Speedy Trial in the District Court of Maryland - Discussion by Baltimore Maryland Attorney

An Aggressive Maryland Criminal Attorney will always review all criminal cases for Constitutional Violations such as Speedy Trial, Illegal Search and Seizure, Illegal Confessions in violation of a person's Miranda Rights and, Illegal Traffic Stops. I have a case scheduled for next week in the District Court of Maryland for Baltimore City at the North Avenue location that involves a significant Speedy Trial issue that I believe will result in the dismissal of all charges.

The client allegedly had a domestic violence incident involving his girlfriend at the time, way back in March of 2006. The ex-girlfriend went to the court commissioner and swore out a warrant against him alleging that he had assaulted her in the second degree and repeatedly harassed her and committed telephone misuse by repeatedly calling her with the intent to harass her.
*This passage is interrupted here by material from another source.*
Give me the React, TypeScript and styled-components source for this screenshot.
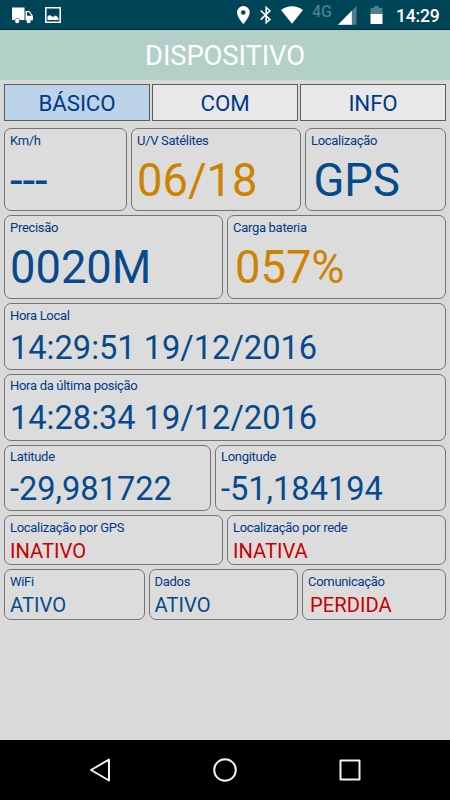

The warrant was issued that day but there was apparently never any attempt to serve this warrant on my client until April of this year, over two years after the warrant was issued. This obviously puts the issue of Speedy Trial in play. Speedy Trial is an issue that comes up often in serious felony cases in the Circuit Court, particularly in Baltimore City. In felony cases that are charged in Circuit Court, either by way of indictment or criminal information, Speedy Trial commences upon the filing of that formal charge, not when the original warrant is issued. That is because the original warrant in the majority of circuit court cases is issued by way of a District Court charging document, known as a Statement of Charges, a charging document upon which the defendant cannot be tried.